I am lucky enough to benefit from Noel's experience at both Third Angel, where he is on our Board, and at Leeds Met where I am an Associate (very part time) Senior Lecturer. Noel's lecture was in part a riposte to Simon Jenkins' attack on Universities in The Guardian last year, and in preparation for the lecture he asked some of us to share a few thoughts on the importance of Performing Arts being present in Higher Education.

I was flattered that he included my brief response (alongside that of Oliver Bray and Teresa Brayshaw) verbatim. And as this week I also started making a new piece with second year Art Event Performance students at Leeds Met, it feels appropriate to post them here.
It's important that the performing arts are in Higher Education, the way we deliver them [at Leeds Met] anyway, because the provision is better than being professional. At least better than starting out on your own. In a three year BA degree you get to make, what, 18 shows/projects, with over 30 different collaborators, and taught/directed/led/mentored by 10, 12 different practitioners and artists.

You wouldn't get that environment if you just became a self employed artist 'straight from school'. In fact, you wouldn't get such an environment until much later in your career, if you were lucky. So the environment we provide is actually better than the profession in some ways - better than vocational.

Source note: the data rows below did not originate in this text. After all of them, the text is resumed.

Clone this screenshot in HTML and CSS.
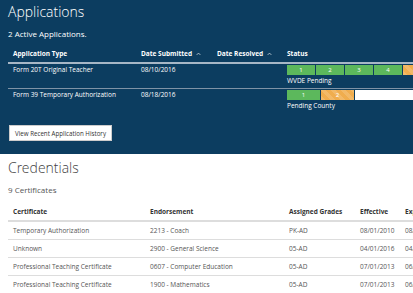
FILE: index.html
```html
<!DOCTYPE html>
<html lang="en">
<head>
    <meta charset="UTF-8">
    <title>Applications</title>
    <link rel="stylesheet" href="styles.css">
</head>
<body>

<div class="panel">
    <h1>Applications</h1>
    <p class="count">2 Active Applications.</p>

    <table class="apps">
        <thead>
            <tr>
                <th class="c-type">Application Type</th>
                <th class="c-sub">Date Submitted <svg class="caret" viewBox="0 0 8 5"><path d="M1 4 L4 1 L7 4"/></svg></th>
                <th class="c-res">Date Resolved <svg class="caret" viewBox="0 0 8 5"><path d="M1 4 L4 1 L7 4"/></svg></th>
                <th class="c-status">Status</th>
            </tr>
        </thead>
        <tbody>
            <tr>
                <td>Form 20T Original Teacher</td>
                <td>08/10/2016</td>
                <td></td>
                <td>
                    <div class="progress">
                        <span class="seg done">1</span>
                        <span class="seg done">2</span>
                        <span class="seg done">3</span>
                        <span class="seg done">4</span>
                        <span class="seg pending">5</span>
                    </div>
                    <div class="status-text">WVDE Pending</div>
                </td>
            </tr>
            <tr>
                <td>Form 39 Temporary Authorization</td>
                <td>08/18/2016</td>
                <td></td>
                <td>
                    <div class="progress">
                        <span class="seg wide done">1</span>
                        <span class="seg wide pending">2</span>
                        <span class="seg rest"></span>
                    </div>
                    <div class="status-text">Pending County</div>
                </td>
            </tr>
        </tbody>
    </table>

    <button class="btn">View Recent Application History</button>
</div>

<div class="section">
    <h2>Credentials</h2>
    <p class="count">9 Certificates</p>

    <table class="creds">
        <thead>
            <tr>
                <th class="k-cert">Certificate</th>
                <th class="k-end">Endorsement</th>
                <th class="k-grade">Assigned Grades</th>
                <th class="k-eff">Effective</th>
                <th class="k-exp">Expiration</th>
            </tr>
        </thead>
        <tbody>
            <tr><td>Temporary Authorization</td><td>2213 - Coach</td><td>PK-AD</td><td>08/01/2010</td><td>08/01/2011</td></tr>
            <tr><td>Unknown</td><td>2900 - General Science</td><td>05-AD</td><td>04/01/2016</td><td>04/01/2017</td></tr>
            <tr><td>Professional Teaching Certificate</td><td>0607 - Computer Education</td><td>05-AD</td><td>07/01/2013</td><td>06/30/2018</td></tr>
            <tr><td>Professional Teaching Certificate</td><td>1900 - Mathematics</td><td>05-AD</td><td>07/01/2013</td><td>06/30/2018</td></tr>
        </tbody>
    </table>
</div>

</body>
</html>
```

FILE: styles.css
```css
body {
    margin: 0;
    font-family: "Open Sans", "Noto Sans", sans-serif;
    background-color: #fff;
    overflow: hidden;
    width: 413px;
    height: 293px;
}
.panel {
    background-color: #0c3d60;
    color: #fff;
    height: 154px;
    padding-left: 8px;
    width: 560px;
    box-sizing: border-box;
}
h1, h2 {
    margin: 0;
    font-family: "Open Sans Light", "Open Sans", sans-serif;
    font-weight: 300;
    font-size: 14px;
    line-height: 20px;
}
h1 {
    padding-top: 2px;
}
h2 {
    color: #444;
    padding-top: 4px;
}
.count {
    margin: 0;
    font-size: 8px;
    line-height: 12px;
    padding-top: 6px;
}
table {
    border-collapse: collapse;
    table-layout: fixed;
    font-size: 6.5px;
}
th {
    text-align: left;
    font-weight: 700;
    padding: 0 5px;
}
td {
    padding: 0 5px;
}

/* applications */
.apps {
    margin-top: 5px;
    width: 540px;
}
.apps thead tr {
    height: 18px;
    border-bottom: 2px solid #a7b7c6;
}
.apps tbody tr {
    height: 25px;
    border-bottom: 1px solid #7f93a6;
}
.apps tbody tr:last-child {
    border-bottom: none;
}
.apps td {
    vertical-align: top;
    padding-top: 1px;
    line-height: 10px;
}
.c-type { width: 118px; }
.c-sub { width: 66px; }
.c-res { width: 60px; }
.caret {
    width: 5px;
    height: 4px;
    margin-left: 2px;
    fill: none;
    stroke: #fff;
    stroke-width: 1;
}
.progress {
    display: flex;
    gap: 1px;
    height: 10px;
}
.seg {
    display: flex;
    align-items: center;
    justify-content: center;
    width: 28px;
    color: #fff;
    font-size: 6px;
}
.seg.wide { width: 33px; }
.done { background-color: #5cb85c; }
.pending {
    background-color: #f0ad4e;
    background-image: linear-gradient(45deg, rgba(255,255,255,.15) 25%, transparent 25%, transparent 50%, rgba(255,255,255,.15) 50%, rgba(255,255,255,.15) 75%, transparent 75%, transparent);
    background-size: 10px 10px;
}
.rest {
    flex: 1;
    background-color: #fff;
}
.status-text {
    margin-top: 1px;
}
.btn {
    display: block;
    margin-top: 12px;
    margin-left: 1px;
    background-color: #fff;
    color: #333;
    border: 1px solid #ccc;
    font-family: inherit;
    font-size: 6.2px;
    height: 16px;
    padding: 0 5px;
}

/* credentials */
.section {
    padding-left: 8px;
    color: #555;
}
.creds {
    margin-top: 7px;
    width: 560px;
    color: #555;
}
.creds th {
    color: #333;
}
.creds td {
    vertical-align: middle;
}
.creds thead tr {
    height: 18px;
    border-bottom: 2px solid #ddd;
}
.creds tbody tr {
    height: 18px;
    border-bottom: 1px solid #ddd;
}
.k-cert { width: 127px; }
.k-end { width: 129px; }
.k-grade { width: 61px; }
.k-eff { width: 35px; }
```
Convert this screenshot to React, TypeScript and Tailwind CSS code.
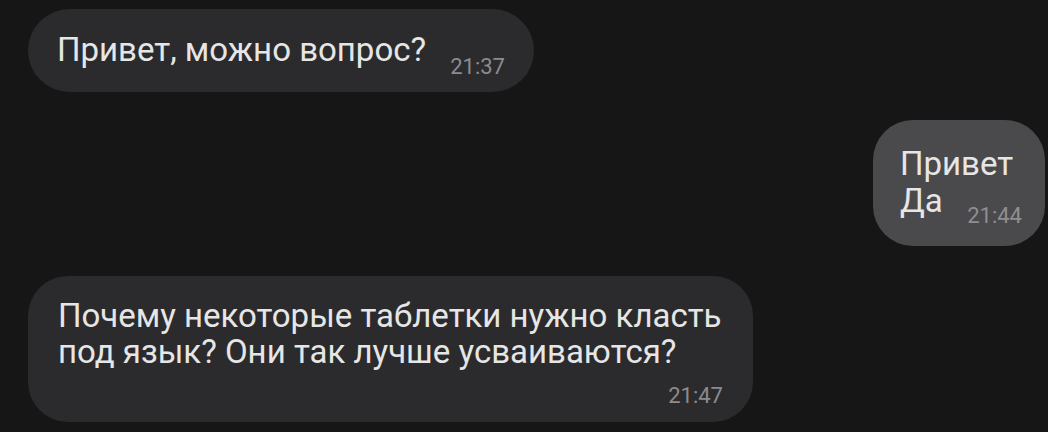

And an educational institution, particularly a University, should reflect the society it is part of, and, surely, try to be better than it. And where does a society do much of its thinking, discussing, dreaming? How does it try to understand itself? Through its culture. So a University should be home to those voices.
There is, of course, a much bigger discussion to be had about this, but for now, I just wanted to mark Noel's Valedictory lecture - and say: Thank you, Professor.